When the Cost of Expression Increases
There was a time when creativity was free. Or at least, it felt that way. An idea, a sketch, a photograph — born in silence and framed for the world. But in today’s global climate, even imagination must pass through checkpoints. And behind each art print, small creators now navigate a rising tide of costs, red tape, and geopolitical noise.
Tariffs were once the burden of heavy industry. Now, they are the unexpected tax on a canvas, a pigment, a frame. This is a new frontier — where art meets economics. And the smallest players? They’re adapting with grace, grit, and innovation.
The Invisible Hand Behind the Frame
To the untrained eye, a black-and-white print from a brand like artisCHt may seem simple. But behind that elegance is a complex choreography of sourcing, production, and logistics. From sustainably grown pinewood in Europe to acid-free archival paper in the U.S., every component crosses borders — and those borders now come with costs.
Tariffs on materials such as timber, aluminum, acrylic, and even ink can spike unpredictably. A 10% duty on framing wood here, a 25% surcharge on shipping supplies there — the margins for small art brands evaporate quickly. And when the product is built on aesthetic precision and high craftsmanship, there’s little room to compromise on quality.
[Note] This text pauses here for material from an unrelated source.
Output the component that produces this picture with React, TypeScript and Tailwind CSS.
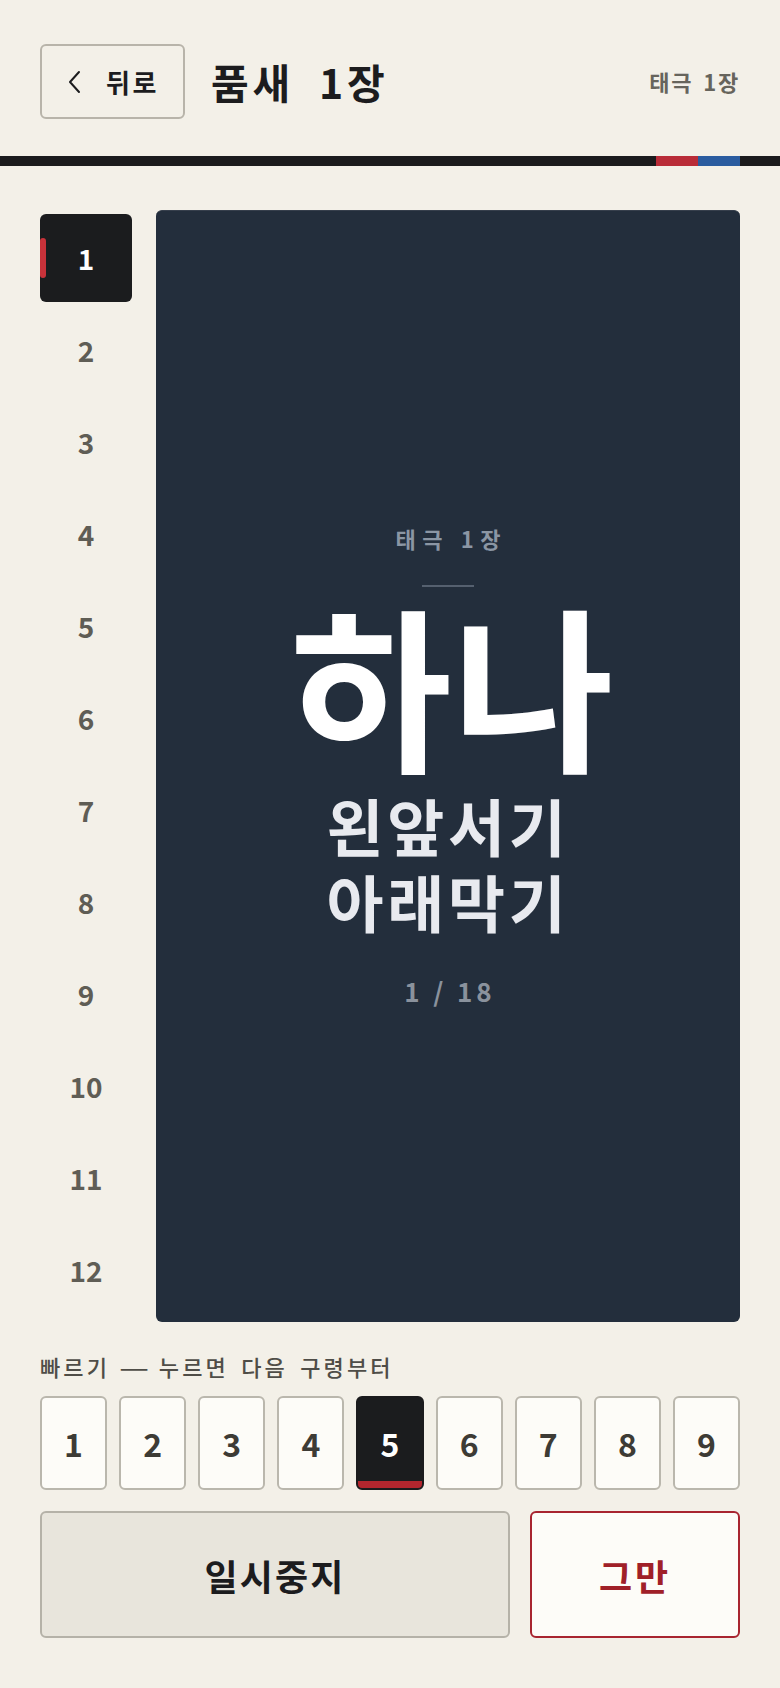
import React from "react";

const steps = [1, 2, 3, 4, 5, 6, 7, 8, 9, 10, 11, 12];
const quick = [1, 2, 3, 4, 5, 6, 7, 8, 9];

export default function App() {
  const current = 1;
  const quickActive = 5;

  return (
    <div
      className="min-h-[1688px] bg-[#f3f0e8] text-[#1c1c1e]"
      style={{ fontFamily: '"Noto Sans CJK KR", "Noto Sans", sans-serif' }}
    >
      {/* header */}
      <header className="flex items-center px-10 pt-[44px] pb-[37px]">
        <button className="flex h-[75px] w-[145px] items-center justify-center gap-[24px] rounded-md border-2 border-[#b8b4aa] text-[26px] font-bold tracking-[0.1em]">
          <svg width="16" height="24" viewBox="0 0 16 24" fill="none">
            <path d="M13 2 L4 12 L13 22" stroke="#1c1c1e" strokeWidth="2" strokeLinecap="round" strokeLinejoin="round" />
          </svg>
          <span>뒤로</span>
        </button>
        <h1 className="ml-[26px] text-[41px] font-bold tracking-[0.09em] [word-spacing:0.3em]">품새 1장</h1>
        <span className="ml-auto text-[22px] font-bold tracking-[0.08em] [word-spacing:0.15em] text-[#66645c]">태극 1장</span>
      </header>

      <div className="flex h-[10px] bg-[#1b1b1d] pr-10">
        <div className="flex-1" />
        <div className="w-[42px] bg-[#b92c38]" />
        <div className="w-[42px] bg-[#2a5c9f]" />
      </div>

      {/* body */}
      <main className="mt-[44px] flex gap-6 px-10">
        <nav className="flex w-[92px] flex-col gap-1 pt-1">
          {steps.map((n) => (
            <div
              key={n}
              className={
                n === current
                  ? "relative flex h-[88px] items-center justify-center rounded-md bg-[#1b1c1e] text-[28px] font-bold text-white"
                  : "flex h-[88px] items-center justify-center text-[28px] font-bold text-[#5f5d55]"
              }
            >
              {n === current && (
                <span className="absolute left-0 top-1/2 h-10 w-[6px] -translate-y-1/2 rounded-sm bg-[#c8323a]" />
              )}
              {n}
            </div>
          ))}
        </nav>

        <section className="flex h-[1112px] flex-1 flex-col items-center justify-center rounded-md border-t border-[#363f4c] bg-[#232e3c] text-center">
          <p className="pl-[0.3em] text-[22px] font-bold leading-[29px] tracking-[0.3em] text-[#8b96a4]">태극 1장</p>
          <div className="mt-8 h-[2px] w-[52px] bg-[#55606f]" />
          <p className="mt-2 pl-[8px] text-[176px] font-semibold leading-none text-white">하나</p>
          <div className="mt-4 text-[62px] font-bold leading-[76px] tracking-[0.06em] text-[#e8eaef]">
            <p>왼앞서기</p>
            <p>아래막기</p>
          </div>
          <p className="mt-8 pl-[0.15em] text-[26px] font-bold tracking-[0.15em] text-[#8a929d]">1 / 18</p>
        </section>
      </main>

      {/* quick jump */}
      <div className="px-10 pt-[28px]">
        <p className="text-[22px] font-medium leading-[32px] tracking-[0.14em] [word-spacing:0.2em] text-[#4f4d47]">
          빠르기 <span className="inline-block w-[24px] scale-x-[1.5] text-center tracking-normal">—</span> 누르면 다음 구령부터
        </p>
        <div className="mt-[14px] grid grid-cols-9 gap-3">
          {quick.map((n) => (
            <button
              key={n}
              className={
                n === quickActive
                  ? "relative flex h-[94px] items-center justify-center overflow-hidden rounded-md border-2 border-[#1b1b1d] bg-[#1b1c1e] text-[32px] font-bold text-white"
                  : "flex h-[94px] items-center justify-center rounded-md border-2 border-[#bab7ad] bg-[#fdfcf8] text-[32px] font-bold text-[#3d3b35]"
              }
            >
              {n}
              {n === quickActive && (
                <span className="absolute bottom-0 left-0 right-0 h-[7px] bg-[#b3262e]" />
              )}
            </button>
          ))}
        </div>

        <div className="mt-[21px] flex gap-5">
          <button className="flex h-[127px] flex-1 items-center justify-center rounded-md border-2 border-[#b5b2a8] bg-[#e8e5dc] text-[36px] font-bold tracking-[0.06em]">
            일시중지
          </button>
          <button className="flex h-[127px] w-[210px] items-center justify-center rounded-md border-2 border-[#a82530] bg-[#fdfcf8] text-[36px] font-bold tracking-[0.08em] text-[#a02028]">
            그만
          </button>
        </div>
      </div>
    </div>
  );
}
This is not just a business challenge. It is a creative one.
Stories from the Frontlines of Independent Art
1. The Artist-as-Supply Chain Manager
A boutique photography studio in Berlin shared how they had to pivot from importing museum-grade frames from Italy to sourcing locally — even though the quality was slightly inferior. "I used to spend 90% of my time composing shots. Now, I’m in freight spreadsheets more than Lightroom,” the founder confessed.
2. The Rise of Digital Alternatives
An art collective in Portland turned to digital downloads to bypass both tariffs and shipping altogether. “We wanted to keep prices low for our customers without eating our entire margin. So we embraced high-resolution printable art — it was surprisingly well-received,” one artist shared.
3. Group Buying Cooperatives
Small creators in Southeast Asia banded together to place bulk material orders and share shipping containers, effectively reducing per-unit tariff impact. “Alone, we couldn’t survive. Together, we became our own distribution network.”
Across continents, independent artists are becoming accidental entrepreneurs, forced to learn supply chains, trade codes, and tax law just to continue sharing their vision.
artisCHt’s Strategy: Ethics Before Ease
At artisCHt, our response to the crisis has been slow and intentional — like our art. We are not in the business of rushing prints out the door. We are in the practice of framing identity, art × tech × soul × self. And that means finding new ways to preserve quality, transparency, and emotional resonance.
- Localized Fulfillment: By partnering with Printify’s global network, we print closer to the buyer — reducing cross-border costs and environmental impact.
- Price Protection: We’ve chosen to absorb some tariff increases on limited-edition pieces to keep them accessible to our community.
- Material Resilience: We’ve switched to suppliers that can offer consistency across fluctuating political environments — not just the cheapest rate.
Our goal isn’t to sell prints. It’s to build a movement where minimalism, teCHnology, and emotion co-exist — free from the volatility of trade wars and policy swings.
Beyond Commerce: Tariffs as Modern Censorship
There’s a deeper question worth asking: When policy begins to affect what art is made and where it is sold, does it become a form of censorship?
When small artists must abandon certain techniques because the ink is now too expensive, or drop certain materials because of cross-border complications, creativity becomes compromised. The market dictates the medium. The tariff dictates the brushstroke.
In this sense, tariffs aren’t just taxes. They are filters — narrowing what gets seen, made, and remembered. The consequences are subtle but profound.
Reclaiming the Power to Create
Despite all odds, the spirit of independent art remains defiant. In cafes, co-working spaces, and silent studios, creators are finding new ways to thrive — through community, collaboration, and consciousness.
What hangs on your wall is no longer just aesthetic. It is ethical. It is economic. It is political.
Every purchase from a small studio is a vote — for art that resists shortcuts, for ideas that travel further than supply routes, and for a future where beauty is never taxed into silence.